- [Rows]
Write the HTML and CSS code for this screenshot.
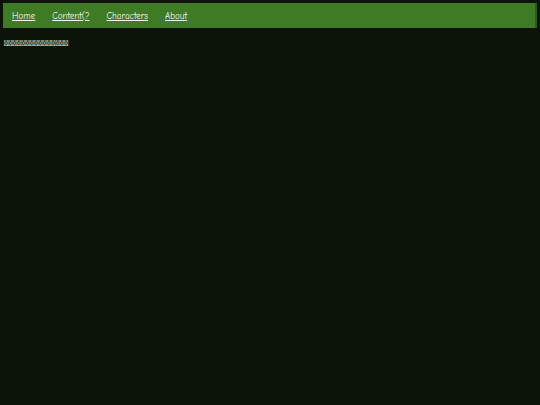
FILE: index.html
```html
<!DOCTYPE html>
<html>
<head>
<meta charset="utf-8">
<link rel="stylesheet" href="styles.css">
</head>
<body>
<nav class="nav">
  <a href="#">Home</a>
  <a href="#">Content(?</a>
  <a href="#">Characters</a>
  <a href="#">About</a>
</nav>
<p class="intro">&#xE000;&#xE001;&#xE002;&#xE003;&#xE004;&#xE005;&#xE006;&#xE007;&#xE008;&#xE009;&#xE00A;&#xE00B;&#xE00C;&#xE00D;&#xE00E;</p>
</body>
</html>
```

FILE: styles.css
```css
html, body {
  margin: 0;
  padding: 0;
  background: #0c140a;
  height: 100%;
}
body {
  padding: 3px;
  box-sizing: border-box;
  font-family: "Comic Sans MS", "Comic Neue", cursive;
}
.nav {
  background: #3f7a25;
  height: 25px;
  display: flex;
  align-items: center;
  gap: 17px;
  padding: 0 9px;
  border-right: 2px solid #2f5a1d;
}
.nav a {
  color: #f2f8ee;
  font-size: 9px;
  text-decoration: underline;
}
.intro {
  margin: 10px 0 0 1px;
  color: #dde4d8;
  font-size: 8.5px;
  line-height: 10px;
}
```
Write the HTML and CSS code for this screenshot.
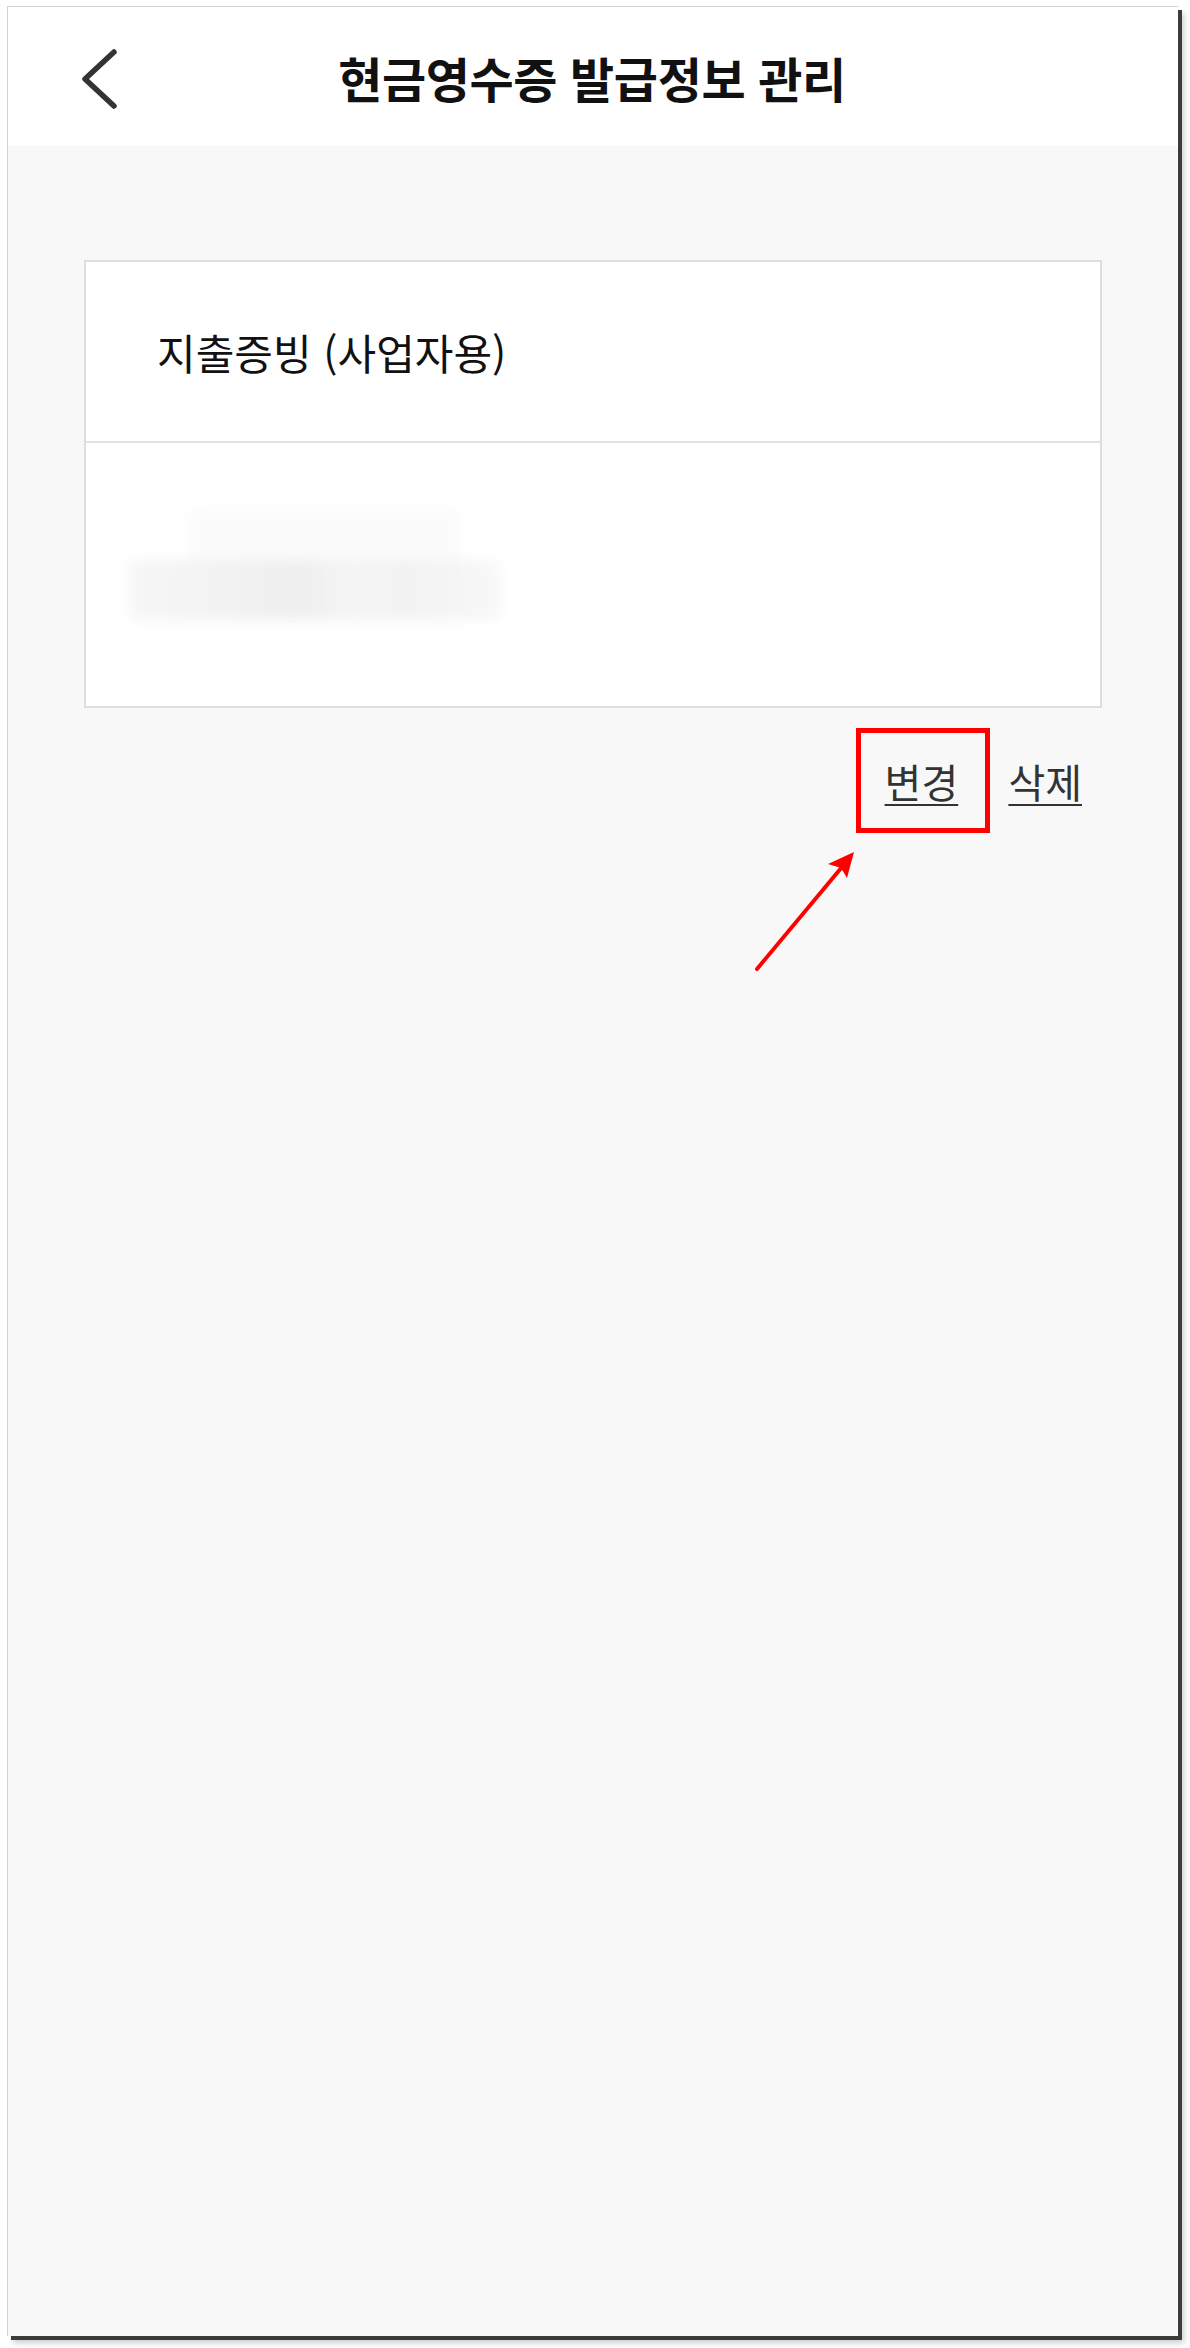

- [Instructions to follow] From the listing, extract all text exactly as given and drop any picture.

- [Completed task]
Write the HTML and CSS code for this screenshot.
FILE: index.html
```html
<!DOCTYPE html>
<html>
<head>
<meta charset="utf-8">
<link rel="stylesheet" href="styles.css">
</head>
<body>
<nav class="nav">
  <a href="#">Home</a>
  <a href="#">Content(?</a>
  <a href="#">Characters</a>
  <a href="#">About</a>
</nav>
<p class="intro">&#xE000;&#xE001;&#xE002;&#xE003;&#xE004;&#xE005;&#xE006;&#xE007;&#xE008;&#xE009;&#xE00A;&#xE00B;&#xE00C;&#xE00D;&#xE00E;</p>
</body>
</html>
```

FILE: styles.css
```css
html, body {
  margin: 0;
  padding: 0;
  background: #0c140a;
  height: 100%;
}
body {
  padding: 3px;
  box-sizing: border-box;
  font-family: "Comic Sans MS", "Comic Neue", cursive;
}
.nav {
  background: #3f7a25;
  height: 25px;
  display: flex;
  align-items: center;
  gap: 17px;
  padding: 0 9px;
  border-right: 2px solid #2f5a1d;
}
.nav a {
  color: #f2f8ee;
  font-size: 9px;
  text-decoration: underline;
}
.intro {
  margin: 10px 0 0 1px;
  color: #dde4d8;
  font-size: 8.5px;
  line-height: 10px;
}
```
Write the HTML and CSS code for this screenshot.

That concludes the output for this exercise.